To Sue at Engineer's Gate (Mile 24.41): The second half of the race is a lot more interior to the runner. I slowed a little, well, a lot, but loved every band, cheered every disabled runner I could, and cursed the Queensboro bridge for being so steep. First Avenue rocked though the headwind was discouraging. The Bronx was fun. Harlem and Fifth Ave flew by in noisy blur. I realized at around Mile 23 that there wasn't much left in the tank. Sue cheered for me behind her camera just inside Central Park. Hope she got a picture, because I got jazzed again and accelerated just a little.

To Columbus Circle: Mile 24 had slowed me a lot - that hill is brutal, and despite deep concentration I couldn't pull much more out of my legs. I was running 40 seconds per mile slower than my target pace. Still, I started steeling myself for a flashy kick at the end.
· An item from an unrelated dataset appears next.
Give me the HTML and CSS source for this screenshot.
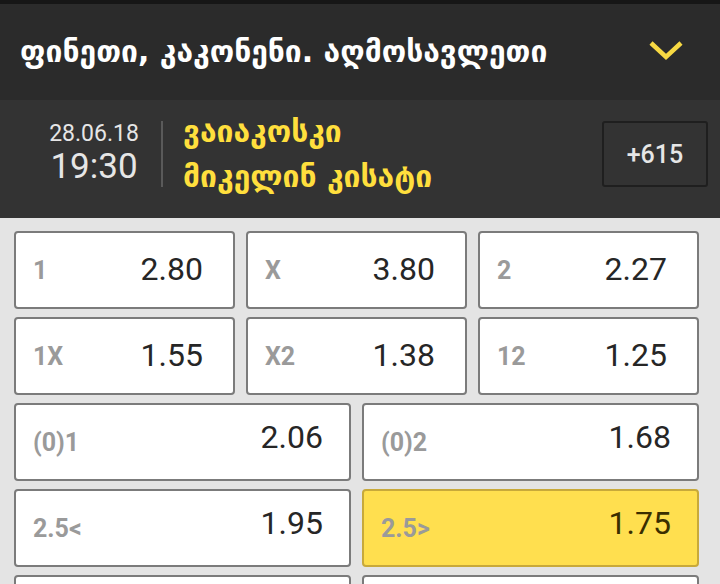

To the finish: I turned it on as soon as I saw the turnoff up ahead. I did a quarter mile in 1:27, my fastest pace of the day. Abruptly however, it turned back off. My legs stiffened into uncooked pasta, my hands started tingling, I felt impossibly light and brittle. I could hardly move. One hundred yards to go and time had frozen, like in a dream. So I waddled. I waddled at my slowest pace of the day on broken macaroni legs so I could get this thing done.

And then it was. Done!

I felt amazing. Still too tired to take off the arm warmers though.

Although I missed my main target by a couple of minutes, there were several reasons to be satisfied:
  1. I put down everything I had on the course, and had nothing left at the finish.
  2. I ran the first half faster than my first half-marathon a year ago.
  3. I ran the second half faster than I ran the same distance in August in the NYC Half-Marathon - which I was trying to race.
  4. It was my first marathon, so I had no idea what to expect.
  5. I had an amazing day from before the start to well after the finish.
There's more to say about everything, but that's the course. I had no idea how amazing Meb Keflezighi had been, or that shoo-in Paula Radcliffe had come in fourth. The vibe was intense and hushed after the finish. But more on that later.